Vegetables aren’t the only products created with love in Dalat. Local eatery Pizza4Ps owns a cheese factory in Dong Duong, producing fresh cheese daily with products ranging from mozzarella to burrata.
“Cheese is the key factor to any pizza restaurant, and we needed cheese with a pure, fresh quality,” says Yosuke Masuko, owner of Pizza4Ps. “Much of the cheese used in other restaurants is processed from the US or Australia. You can’t find any fresh cheese in Vietnam, so we decided to make it ourselves.”
Pizza4Ps currently sells its cheese to five-star hotels, stores and restaurants in Saigon and beyond. While the likes of Masuko, Organik and VeGGy’s rely on the sale of their own goods, Snap Cafe’s head chef Steven Lyons believes imports – in this instance, beef – are crucial to a restaurant’s success.
“The biggest goal for any chef is consistency,” says Lyons, who has been at Snap Cafe for over four years. It’s a mark of a restaurant’s success, which Lyons says has a direct relationship with the food supplier.
“In Vietnam we are denied the luxury of searching for a supplier, picking up the phone and going to visit the cow farm. Since our beef comes from Australia and New Zealand, we rely on the supplier’s information and integrity that the produce we’re using has been farmed in a clean and ethical way.”
While Lyons can taste the product and get the story behind it, it’s the supplier’s job to act as the middle man in these transactions.
“They need to forecast the needs of each client, then ship over tonnes of beef for delivery,” he explains. It’s a difficult job, which he says can lead to complications if communication isn’t maintained properly.

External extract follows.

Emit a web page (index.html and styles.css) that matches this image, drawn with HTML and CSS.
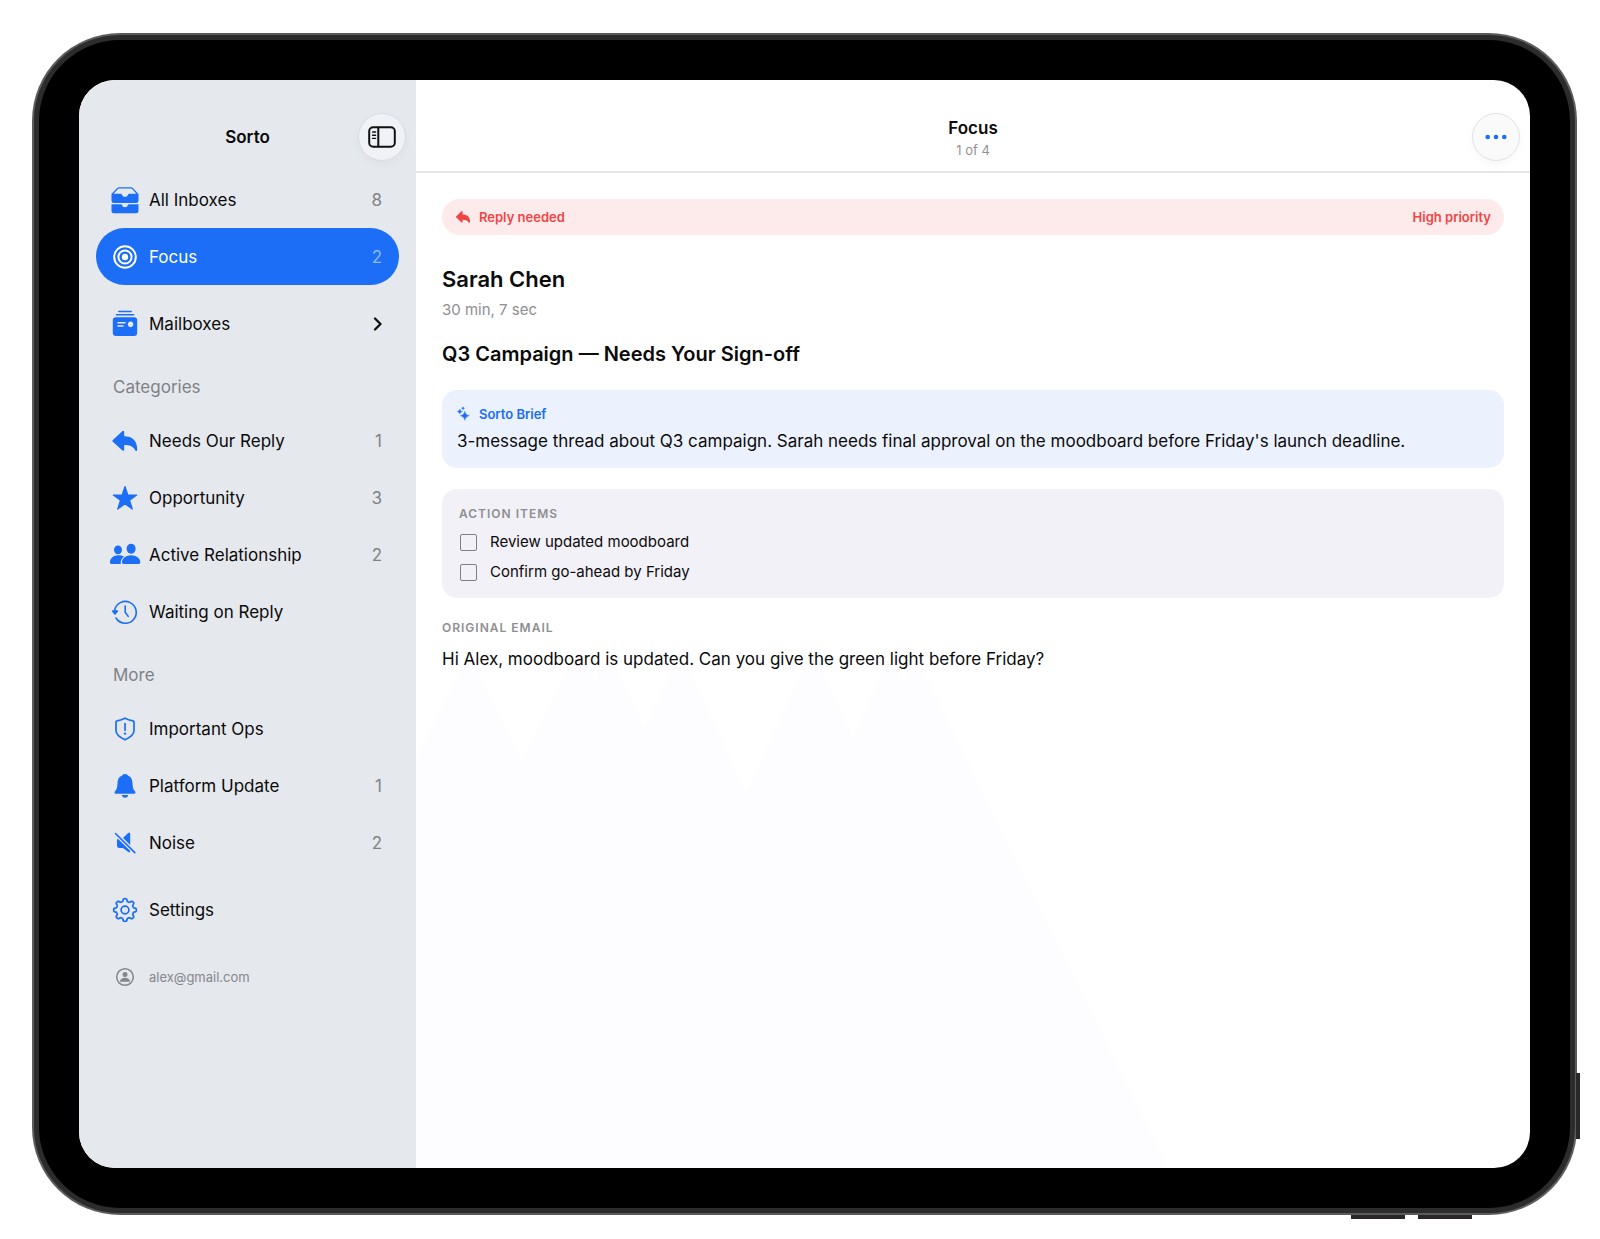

“Sometimes suppliers run out. Then we need to scramble and find a different supplier, which means our meat tastes different,” Lyons says.
By giving consistent feedback, Lyons can avoid situations like this and ensure Snap Cafe’s food is up to scratch.
Having his own farm means that VeGGy’s Allen can cut out the middle man and do what he proudly calls “getting the produce straight from the gate to your plate”. VeGGy’s, like Pizza4Ps and Organik, sells its produce to other businesses. The companies pre-cool and ship their produce in foam boxes every night by bus or truck. However, the poor quality of roads in Vietnam means that the food is sometimes spoiled upon arrival.
“It’s a little primitive,” says Allen. “For our smaller orders we do deliveries by motorbike. You just have to do the best you can with the resources available.”
According to Lyons, finding these resources can be challenging: “You find you’re kind of walled into Vietnam. You have to know where to go and that takes time when you’re not Vietnamese.”
This gap in knowledge is commonplace for many new expatriate business owners who settle here. The key, Lyons says, is to utilise the community of Western foodies that exists in the country.
“I use Organik, I go to VeGGy’s…and ask, ‘Where do you get this? How do you get this?’ We’re a small community that helps and supports each other source food in a foreign country.”